WORK TO BE COMPLETED -
Return precisely the span of lines from the top of the material below to the line containing "icons ---------- */", both included. Pictures are excluded.
[start]
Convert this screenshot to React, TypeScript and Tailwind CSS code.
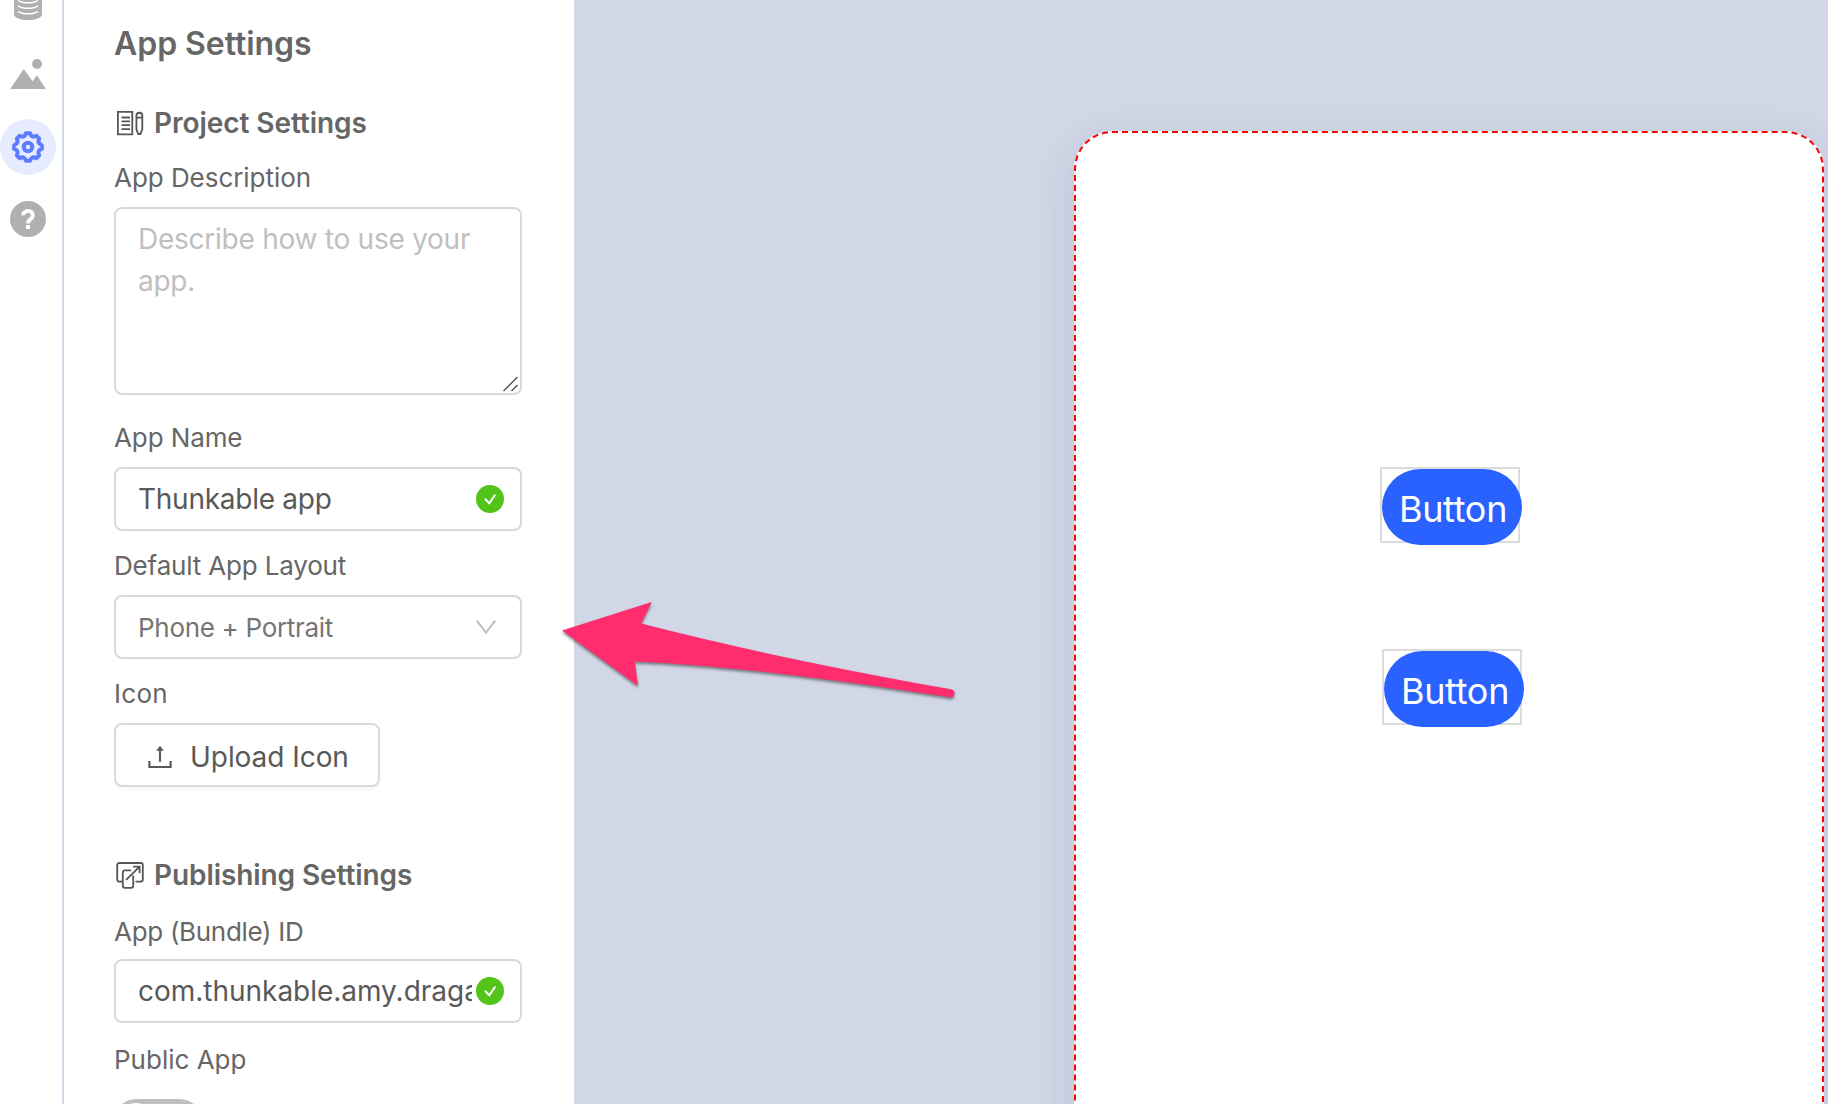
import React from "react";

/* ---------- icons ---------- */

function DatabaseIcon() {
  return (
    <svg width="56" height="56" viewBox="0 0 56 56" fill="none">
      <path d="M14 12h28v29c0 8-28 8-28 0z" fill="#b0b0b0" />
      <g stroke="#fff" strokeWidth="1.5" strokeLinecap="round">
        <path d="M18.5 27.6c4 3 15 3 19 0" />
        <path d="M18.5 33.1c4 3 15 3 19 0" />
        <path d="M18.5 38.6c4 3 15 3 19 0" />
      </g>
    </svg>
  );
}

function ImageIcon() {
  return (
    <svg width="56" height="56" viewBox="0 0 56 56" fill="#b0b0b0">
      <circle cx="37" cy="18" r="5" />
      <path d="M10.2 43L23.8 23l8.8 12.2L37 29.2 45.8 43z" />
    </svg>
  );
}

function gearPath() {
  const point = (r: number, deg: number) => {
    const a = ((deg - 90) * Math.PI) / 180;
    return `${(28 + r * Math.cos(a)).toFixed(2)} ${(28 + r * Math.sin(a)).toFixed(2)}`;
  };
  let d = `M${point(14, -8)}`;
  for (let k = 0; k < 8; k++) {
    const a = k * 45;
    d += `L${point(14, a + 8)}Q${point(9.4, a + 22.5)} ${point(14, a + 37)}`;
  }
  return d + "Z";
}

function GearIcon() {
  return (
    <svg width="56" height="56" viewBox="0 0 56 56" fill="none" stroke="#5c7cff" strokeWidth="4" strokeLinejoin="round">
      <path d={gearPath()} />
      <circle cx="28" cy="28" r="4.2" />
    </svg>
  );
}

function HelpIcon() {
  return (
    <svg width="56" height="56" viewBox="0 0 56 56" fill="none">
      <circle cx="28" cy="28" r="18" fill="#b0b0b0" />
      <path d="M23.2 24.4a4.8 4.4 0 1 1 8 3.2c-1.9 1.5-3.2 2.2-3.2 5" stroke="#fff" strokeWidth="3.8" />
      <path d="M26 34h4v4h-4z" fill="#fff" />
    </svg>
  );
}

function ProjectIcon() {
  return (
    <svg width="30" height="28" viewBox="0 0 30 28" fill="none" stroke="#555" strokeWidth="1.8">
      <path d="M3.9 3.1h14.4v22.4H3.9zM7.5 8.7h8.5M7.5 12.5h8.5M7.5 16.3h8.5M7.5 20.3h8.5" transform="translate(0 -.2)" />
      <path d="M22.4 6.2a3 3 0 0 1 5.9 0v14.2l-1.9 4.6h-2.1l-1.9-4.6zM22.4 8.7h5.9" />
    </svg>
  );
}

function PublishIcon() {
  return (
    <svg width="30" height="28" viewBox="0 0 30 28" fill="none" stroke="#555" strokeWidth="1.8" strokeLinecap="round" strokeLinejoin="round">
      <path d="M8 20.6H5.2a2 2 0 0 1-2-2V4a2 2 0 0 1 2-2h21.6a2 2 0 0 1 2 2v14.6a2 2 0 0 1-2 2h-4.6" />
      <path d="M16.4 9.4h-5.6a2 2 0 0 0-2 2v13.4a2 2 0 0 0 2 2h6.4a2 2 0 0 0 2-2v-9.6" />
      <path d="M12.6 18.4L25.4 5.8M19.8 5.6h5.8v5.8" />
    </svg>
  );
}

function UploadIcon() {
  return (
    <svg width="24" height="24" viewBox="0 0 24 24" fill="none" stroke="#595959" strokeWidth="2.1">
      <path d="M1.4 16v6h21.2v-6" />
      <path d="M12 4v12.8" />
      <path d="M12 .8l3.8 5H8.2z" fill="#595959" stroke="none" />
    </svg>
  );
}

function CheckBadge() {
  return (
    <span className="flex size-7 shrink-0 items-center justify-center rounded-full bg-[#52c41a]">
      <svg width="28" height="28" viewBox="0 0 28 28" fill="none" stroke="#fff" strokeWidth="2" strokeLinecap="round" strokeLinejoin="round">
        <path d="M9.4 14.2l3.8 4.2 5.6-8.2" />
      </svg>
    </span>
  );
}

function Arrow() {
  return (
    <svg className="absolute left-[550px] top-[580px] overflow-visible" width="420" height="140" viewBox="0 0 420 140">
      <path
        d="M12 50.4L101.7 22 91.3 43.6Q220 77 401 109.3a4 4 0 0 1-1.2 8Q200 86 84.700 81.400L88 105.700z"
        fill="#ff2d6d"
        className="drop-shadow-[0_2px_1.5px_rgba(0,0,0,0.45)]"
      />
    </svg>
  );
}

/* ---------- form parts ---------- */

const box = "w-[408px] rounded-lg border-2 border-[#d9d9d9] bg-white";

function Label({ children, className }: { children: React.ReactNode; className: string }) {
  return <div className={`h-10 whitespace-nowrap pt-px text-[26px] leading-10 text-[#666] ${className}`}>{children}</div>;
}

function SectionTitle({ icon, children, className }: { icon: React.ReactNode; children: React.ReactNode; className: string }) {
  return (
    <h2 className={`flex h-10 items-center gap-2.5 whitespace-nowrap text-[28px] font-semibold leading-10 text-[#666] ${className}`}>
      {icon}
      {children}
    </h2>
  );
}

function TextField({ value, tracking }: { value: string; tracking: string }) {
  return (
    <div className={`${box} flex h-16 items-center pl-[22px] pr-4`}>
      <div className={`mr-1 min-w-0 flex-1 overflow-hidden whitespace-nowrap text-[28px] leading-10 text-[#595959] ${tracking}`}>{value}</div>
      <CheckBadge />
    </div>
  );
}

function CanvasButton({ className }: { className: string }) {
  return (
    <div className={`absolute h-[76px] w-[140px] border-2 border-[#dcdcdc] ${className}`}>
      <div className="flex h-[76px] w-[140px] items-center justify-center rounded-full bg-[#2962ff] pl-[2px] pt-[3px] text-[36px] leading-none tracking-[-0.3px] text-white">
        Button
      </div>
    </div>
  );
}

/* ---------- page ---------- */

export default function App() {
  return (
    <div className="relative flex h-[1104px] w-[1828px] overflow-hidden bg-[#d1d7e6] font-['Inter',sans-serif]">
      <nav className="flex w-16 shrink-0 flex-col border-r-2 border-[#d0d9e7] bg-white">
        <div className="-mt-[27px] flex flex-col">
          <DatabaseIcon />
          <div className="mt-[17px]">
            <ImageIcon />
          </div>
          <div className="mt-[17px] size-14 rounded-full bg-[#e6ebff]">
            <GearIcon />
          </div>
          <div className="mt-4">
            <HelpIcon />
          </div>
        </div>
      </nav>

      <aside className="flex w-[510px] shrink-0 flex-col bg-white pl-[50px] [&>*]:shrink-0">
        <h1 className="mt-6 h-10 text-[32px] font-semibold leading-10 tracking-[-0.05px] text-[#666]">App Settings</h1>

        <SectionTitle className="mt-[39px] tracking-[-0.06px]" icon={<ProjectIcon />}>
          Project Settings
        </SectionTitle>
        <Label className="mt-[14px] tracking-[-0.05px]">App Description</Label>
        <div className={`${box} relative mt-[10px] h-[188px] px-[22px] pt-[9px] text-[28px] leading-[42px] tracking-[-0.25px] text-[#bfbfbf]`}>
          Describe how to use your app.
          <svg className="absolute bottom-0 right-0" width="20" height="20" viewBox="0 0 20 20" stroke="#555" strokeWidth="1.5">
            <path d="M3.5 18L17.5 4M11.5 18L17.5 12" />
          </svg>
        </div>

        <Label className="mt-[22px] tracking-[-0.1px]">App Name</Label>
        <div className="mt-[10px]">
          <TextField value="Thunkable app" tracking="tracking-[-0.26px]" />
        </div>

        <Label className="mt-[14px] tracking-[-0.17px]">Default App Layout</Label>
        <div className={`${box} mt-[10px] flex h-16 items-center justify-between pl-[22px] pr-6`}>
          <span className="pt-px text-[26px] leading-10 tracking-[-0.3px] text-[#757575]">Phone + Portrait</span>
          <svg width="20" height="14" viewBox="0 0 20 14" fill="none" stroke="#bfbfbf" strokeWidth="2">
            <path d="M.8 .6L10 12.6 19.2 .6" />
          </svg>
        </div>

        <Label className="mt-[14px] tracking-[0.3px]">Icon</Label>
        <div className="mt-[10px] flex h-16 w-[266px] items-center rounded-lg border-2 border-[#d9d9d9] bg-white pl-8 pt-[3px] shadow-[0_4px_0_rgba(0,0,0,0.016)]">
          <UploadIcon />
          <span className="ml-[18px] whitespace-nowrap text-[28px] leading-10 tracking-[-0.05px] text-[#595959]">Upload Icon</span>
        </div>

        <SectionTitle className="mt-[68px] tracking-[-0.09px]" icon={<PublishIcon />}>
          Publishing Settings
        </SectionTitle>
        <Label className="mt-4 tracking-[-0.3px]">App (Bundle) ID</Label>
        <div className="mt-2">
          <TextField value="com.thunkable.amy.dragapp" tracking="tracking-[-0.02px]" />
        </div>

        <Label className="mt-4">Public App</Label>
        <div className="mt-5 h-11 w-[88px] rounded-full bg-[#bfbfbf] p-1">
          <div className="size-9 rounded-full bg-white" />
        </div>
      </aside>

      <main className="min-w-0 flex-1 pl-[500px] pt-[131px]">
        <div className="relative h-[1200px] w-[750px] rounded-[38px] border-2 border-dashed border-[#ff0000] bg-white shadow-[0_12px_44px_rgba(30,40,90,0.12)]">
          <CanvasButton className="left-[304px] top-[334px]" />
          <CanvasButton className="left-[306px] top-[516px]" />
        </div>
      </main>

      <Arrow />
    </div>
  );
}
[end]
PROBLEM SOLUTION -
Convert this screenshot to React, TypeScript and Tailwind CSS code.
import React from "react";

/* ---------- icons ---------- */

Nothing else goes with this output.